In the years after his accident, Clause worked full time, married and had a baby girl. The conservatorship meant he had to ask his parents’ permission to buy formula and diapers for his daughter, and that he could not make his own doctor’s appointments. In 2018, Clause asked to be freed from conservatorship, but his parents refused. With help from Disability Rights Indiana, Clause was able to regain his civil rights in January 2020. “If they hadn’t accepted my case and offered to represent me free-of-charge, I’m not sure I would have ever had a path out,” he testified.

There has been legislative movement towards conservatorship reform. Republican Sen. Susan Collins and Democratic Sen. Bob Casey have reintroduced bipartisan legislation to federally track data about conservatorship, as well as provide legal support to people under conservatorships who want to end them. Brennan-Krohn stressed the importance of federal data collection, one of the key features of the Guardianship Accountability Act. AARP estimates that about 1.3 million Americans are currently under conservatorship.
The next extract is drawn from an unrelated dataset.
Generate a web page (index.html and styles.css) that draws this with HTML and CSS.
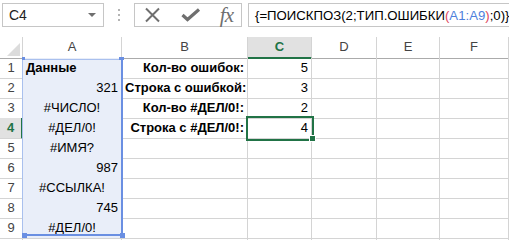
FILE: index.html
```html
<!DOCTYPE html>
<html lang="ru">
<head>
  <meta charset="UTF-8" />
  <title>ПОИСКПОЗ и ТИП.ОШИБКИ</title>
  <link rel="stylesheet" href="styles.css">
</head>
<body>

<div class="toolbar">
  <div class="namebox">
    <span>C4</span>
    <span class="arrow"></span>
  </div>
  <div class="dots"><i></i><i></i><i></i></div>
  <div class="fxbox">
    <svg class="icon" width="18" height="16" viewBox="0 0 18 16">
      <path d="M2 1.5 L15 14.5 M15 1.5 L2 14.5" stroke="#6f6f6f" stroke-width="2" fill="none"/>
    </svg>
    <svg class="icon" width="20" height="14" viewBox="0 0 20 14">
      <path d="M1.5 7 L6.5 11.5 L18 1.5" stroke="#6f6f6f" stroke-width="3.2" fill="none"/>
    </svg>
    <span class="fx">fx</span>
  </div>
  <div class="formula">{=ПОИСКПОЗ(2;ТИП.ОШИБКИ<span class="paren">(</span><span class="ref">A1:A9</span><span class="paren">)</span>;0)}</div>
</div>

<div class="sheet">
  <div class="row head">
    <div class="corner"><span></span></div>
    <div class="col">A</div>
    <div class="col">B</div>
    <div class="col cur">C</div>
    <div class="col">D</div>
    <div class="col">E</div>
    <div class="col">F</div>
  </div>
  <div class="row">
    <div class="num">1</div>
    <div class="cell a bold left">Данные</div>
    <div class="cell bold">Кол-во ошибок:</div>
    <div class="cell">5</div>
    <div class="cell"></div><div class="cell"></div><div class="cell"></div>
  </div>
  <div class="row">
    <div class="num">2</div>
    <div class="cell a">321</div>
    <div class="cell bold">Строка с ошибкой:</div>
    <div class="cell">3</div>
    <div class="cell"></div><div class="cell"></div><div class="cell"></div>
  </div>
  <div class="row">
    <div class="num">3</div>
    <div class="cell a center">#ЧИСЛО!</div>
    <div class="cell bold">Кол-во #ДЕЛ/0!:</div>
    <div class="cell">2</div>
    <div class="cell"></div><div class="cell"></div><div class="cell"></div>
  </div>
  <div class="row">
    <div class="num cur">4</div>
    <div class="cell a center">#ДЕЛ/0!</div>
    <div class="cell bold">Строка с #ДЕЛ/0!:</div>
    <div class="cell active">4</div>
    <div class="cell"></div><div class="cell"></div><div class="cell"></div>
  </div>
  <div class="row">
    <div class="num">5</div>
    <div class="cell a center">#ИМЯ?</div>
    <div class="cell"></div><div class="cell"></div>
    <div class="cell"></div><div class="cell"></div><div class="cell"></div>
  </div>
  <div class="row">
    <div class="num">6</div>
    <div class="cell a">987</div>
    <div class="cell"></div><div class="cell"></div>
    <div class="cell"></div><div class="cell"></div><div class="cell"></div>
  </div>
  <div class="row">
    <div class="num">7</div>
    <div class="cell a center">#ССЫЛКА!</div>
    <div class="cell"></div><div class="cell"></div>
    <div class="cell"></div><div class="cell"></div><div class="cell"></div>
  </div>
  <div class="row">
    <div class="num">8</div>
    <div class="cell a">745</div>
    <div class="cell"></div><div class="cell"></div>
    <div class="cell"></div><div class="cell"></div><div class="cell"></div>
  </div>
  <div class="row">
    <div class="num">9</div>
    <div class="cell a center">#ДЕЛ/0!</div>
    <div class="cell"></div><div class="cell"></div>
    <div class="cell"></div><div class="cell"></div><div class="cell"></div>
  </div>
  <div class="row stub">
    <div class="num"></div>
    <div class="cell"></div><div class="cell"></div><div class="cell"></div>
    <div class="cell"></div><div class="cell"></div><div class="cell"></div>
  </div>

  <!-- range picked by the formula A1:A9 -->
  <div class="range">
    <i class="h tl"></i><i class="h tr"></i><i class="h bl"></i><i class="h br"></i>
  </div>
</div>

</body>
</html>
```

FILE: styles.css
```css
body {
  margin: 0;
  background: #fff;
  font-family: "Liberation Sans", Arial, sans-serif;
  color: #000;
  width: 509px;
  height: 240px;
  overflow: hidden;
}

/* formula bar */
.toolbar {
  display: flex;
  align-items: flex-start;
  height: 37px;
  padding: 3px 0 0 2px;
  box-sizing: border-box;
}
.namebox, .fxbox, .formula {
  height: 24px;
  box-sizing: border-box;
  border: 1px solid #c6c6c6;
  display: flex;
  align-items: center;
}
.namebox {
  width: 102px;
  padding: 0 0 0 6px;
  font-size: 14px;
  color: #222;
  justify-content: space-between;
}
.arrow {
  width: 0;
  height: 0;
  border-left: 4px solid transparent;
  border-right: 4px solid transparent;
  border-top: 4px solid #6f6f6f;
  margin-right: 7px;
}
.dots {
  width: 30px;
  display: flex;
  flex-direction: column;
  align-items: center;
  gap: 3px;
  padding-top: 6px;
}
.dots i {
  width: 2px;
  height: 2px;
  background: #b4b4b4;
}
.fxbox {
  width: 108px;
  padding: 0 8px 0 9px;
  justify-content: space-between;
}
.fx {
  font-family: "Liberation Serif", "Times New Roman", serif;
  font-style: italic;
  font-size: 21px;
  color: #6f6f6f;
  line-height: 20px;
  letter-spacing: -1px;
}
.formula {
  flex: 1;
  margin-left: 6px;
  border-right: none;
  padding-left: 6px;
  font-size: 13.2px;
  white-space: nowrap;
  overflow: hidden;
}
.paren { color: #e0465a; }
.ref { color: #4f7fdc; }

/* grid */
.sheet {
  position: relative;
  font-size: 13px;
}
.row {
  display: grid;
  grid-template-columns: 23px 99px 126px 64px 65px 63px 69px;
  height: 20px;
}
.row.stub {
  height: 3px;
}
.row > div {
  box-sizing: border-box;
  border-right: 1px solid #d4d4d4;
  border-bottom: 1px solid #d4d4d4;
}
.head {
  height: 21px;
}
.head > div {
  border-bottom-color: #ababab;
  color: #444;
  text-align: center;
  line-height: 20px;
}
.corner {
  position: relative;
}
.corner span {
  position: absolute;
  right: 2px;
  bottom: 2px;
  width: 0;
  height: 0;
  border-left: 13px solid transparent;
  border-bottom: 13px solid #dcdcdc;
}
.col.cur {
  background: #e1e1e1;
  color: #217346;
  font-weight: bold;
  border-bottom: 2px solid #217346;
}
.num {
  text-align: center;
  color: #444;
  line-height: 20px;
  font-size: 13px;
}
.num.cur {
  background: #e1e1e1;
  color: #217346;
  font-weight: bold;
  border-right: 2px solid #217346;
}
.cell {
  text-align: right;
  padding: 0 3px;
  line-height: 19px;
  white-space: nowrap;
}
.cell.a { background: #e9eef9; }
.bold { font-weight: bold; }
.left { text-align: left; }
.center { text-align: center; }
.active {
  position: relative;
  z-index: 2;
  outline: 2px solid #217346;
  outline-offset: 0;
}
.active::after {
  content: "";
  position: absolute;
  right: -5px;
  bottom: -4px;
  width: 5px;
  height: 5px;
  background: #217346;
  border: 1px solid #fff;
}

/* range highlight over column A */
.range {
  position: absolute;
  left: 22px;
  top: 22px;
  width: 101px;
  height: 177px;
  box-sizing: border-box;
  border: 1px solid #a9c0ee;
  border-right: 2px solid #6a8fe2;
  border-bottom: 2px solid #6a8fe2;
  pointer-events: none;
}
.h {
  position: absolute;
  width: 5px;
  height: 5px;
  background: #6a8fe2;
}
.tl { left: -1px; top: -3px; width: 3px; height: 3px; }
.tr { right: -3px; top: -3px; height: 3px; }
.bl { left: -1px; bottom: -4px; }
.br { right: -4px; bottom: -4px; }
```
However, state record keeping is inconsistent, and it is difficult to know for certain.

“We don’t even know how many people are under guardianships and conservatorships in this country, let alone their age, their race, their experiences,” she said. “We need data.” 

The Guardianship Accountability Act died in committee when it was first introduced in 2019, but Collins and Casey are optimistic about its prospects this time around. 

“What started as a well-known figure in American pop culture allows the spotlight to be shown on some people whose circumstances might go unexamined if we didn’t have this focus,” Casey told NPR. Casey also praised the bipartisan support for the bill. “Everything’s difficult in the Senate, but it’s enormously helpful to have a Republican co-sponsor when you start,” he said.

Regardless of the legislative outcome, Brennan-Krohn thinks Britney Spears’s case will make a lasting impact. 

“This case has been very important because it has raised the profile of these issues enormously. People who might never have thought about these things before, who aren’t in the disability rights or civil liberties space, are finally realizing how harmful [conservatorship] can be,” Brennan-Krohn said.